Out at sea, there is only spotty signal. (Unfortunately, it’s improving over time, as more islands get coverage.) My husband—an electrical engineer—once told me how he could fix that empty space. I looked at him horrified. “Don’t even think about it!” As long as our captain can communicate his position to other boats and the Coast Guard, that’s enough contact.

Heather fishing for mackerel long before breakfast.

While the world revolved without us this week, we painted. A Hurricane Island crew stopped and talked to us about their scallop research. We watched two bald eagles doing an amazing dance over a bit of ledge. A finback whale breached behind our stern. Porpoises did their lovely cartwheels. Seals were everywhere; so were schooling fish and the gulls that eat them.

Heather broke up her painting by fishing for mackerel. She caught five.

One of Heather's watercolors from off Northhaven Village.

It was unusually cold for September, but that didn’t make it bad weather. It mizzled, it fogged, the wind came up and went down, the sky was grey, then slate blue and violet, and finally brilliant blue. We picnicked on lobster, corn and fresh vegetables.

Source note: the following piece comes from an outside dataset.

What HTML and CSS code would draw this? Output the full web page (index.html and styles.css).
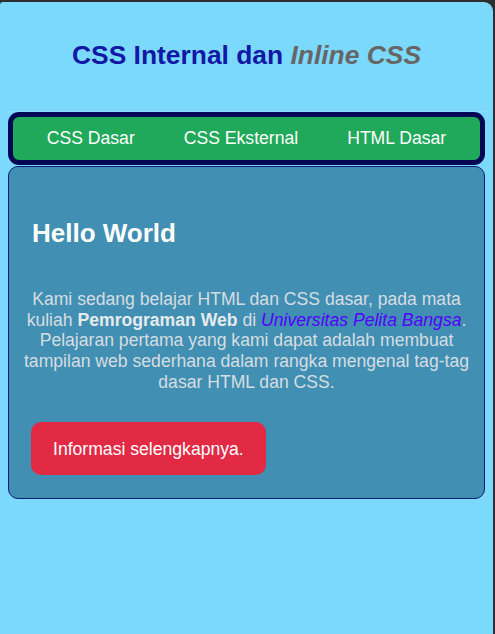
FILE: index.html
```html
<!DOCTYPE html>
<html lang="id">
<head>
<meta charset="utf-8">
<title>CSS Internal dan Inline CSS</title>
<link rel="stylesheet" href="styles.css">
</head>
<body>
<div class="window">
  <header class="header">
    <h1 class="title">CSS Internal dan <em class="title-em">Inline CSS</em></h1>
  </header>
  <nav class="nav">
    <a class="nav-link" href="#">CSS Dasar</a>
    <a class="nav-link" href="#">CSS Eksternal</a>
    <a class="nav-link" href="#">HTML Dasar</a>
  </nav>
  <section class="content">
    <h2 class="content-title">Hello World</h2>
    <p class="content-text">Kami sedang belajar HTML dan CSS dasar, pada mata kuliah <b class="strong">Pemrograman Web</b> di <i class="link-uni">Universitas Pelita Bangsa</i>. Pelajaran pertama yang kami dapat adalah membuat tampilan web sederhana dalam rangka mengenal tag-tag dasar HTML dan CSS.</p>
    <a class="btn" href="#">Informasi selengkapnya.</a>
  </section>
</div>
</body>
</html>
```

FILE: styles.css
```css
html, body {
  margin: 0;
  padding: 0;
  height: 100%;
}

body {
  background: #2e2e2e;
  font-family: "Liberation Sans", Arial, sans-serif;
  padding: 2px 2px 0 0;
  box-sizing: border-box;
}

.window {
  background: #7bd9fe;
  min-height: 632px;
  border-radius: 3px 9px 0 0;
  padding: 0 8px;
  box-sizing: border-box;
}

.header {
  height: 110px;
  border-bottom: 1px solid #8ddffd;
  display: flex;
  justify-content: center;
  padding-top: 38px;
  box-sizing: border-box;
}

.title {
  margin: 0;
  font-size: 26.4px;
  font-weight: bold;
  color: #1118a6;
  line-height: 30px;
}

.title-em {
  color: #666666;
  font-style: italic;
}

.nav {
  display: flex;
  justify-content: center;
  align-items: center;
  gap: 49px;
  height: 53px;
  box-sizing: border-box;
  background: #21a95b;
  border: 5px solid #000856;
  border-radius: 11px;
}

.nav-link {
  color: #ffffff;
  text-decoration: none;
  font-size: 17.6px;
  line-height: 21px;
}

.content {
  margin-top: 1px;
  background: #418fb2;
  border: 1px solid #0c1a78;
  border-radius: 10px;
  padding: 51px 8px 22px;
  height: 333px;
  box-sizing: border-box;
}

.content-title {
  margin: 0 0 41px 15px;
  font-size: 26px;
  font-weight: bold;
  color: #ffffff;
  line-height: 30px;
}

.content-text {
  margin: 0;
  text-align: center;
  font-size: 17.6px;
  line-height: 20.7px;
  color: #d6dde2;
}

.strong {
  font-weight: bold;
  color: #e6ebee;
}

.link-uni {
  color: #5300ff;
}

.btn {
  display: inline-block;
  margin: 29px 0 0 14px;
  padding: 17px 22px 16px;
  background: #e32a45;
  color: #ffffff;
  text-decoration: none;
  font-size: 17.6px;
  line-height: 20px;
  border-radius: 10px;
}
```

Finally, on our last morning, it came down in buckets. We watched it from beneath a deck awning while eating hot biscuits and frittata, wearing waterproofs.

An opening in the sky.

I can’t say why, but art is restricted by anxiety. Nervous tension stops us from reaching our real potential. There’s something about the ocean that releases that, and frees us from the need to produce something ‘great’.

By my last day aboard, I find that I never reach for my phone except to take photos. The real challenge is to bring that home, to stop being so plugged in. Yes, we need to be informed citizens, but a little bad news goes a long way.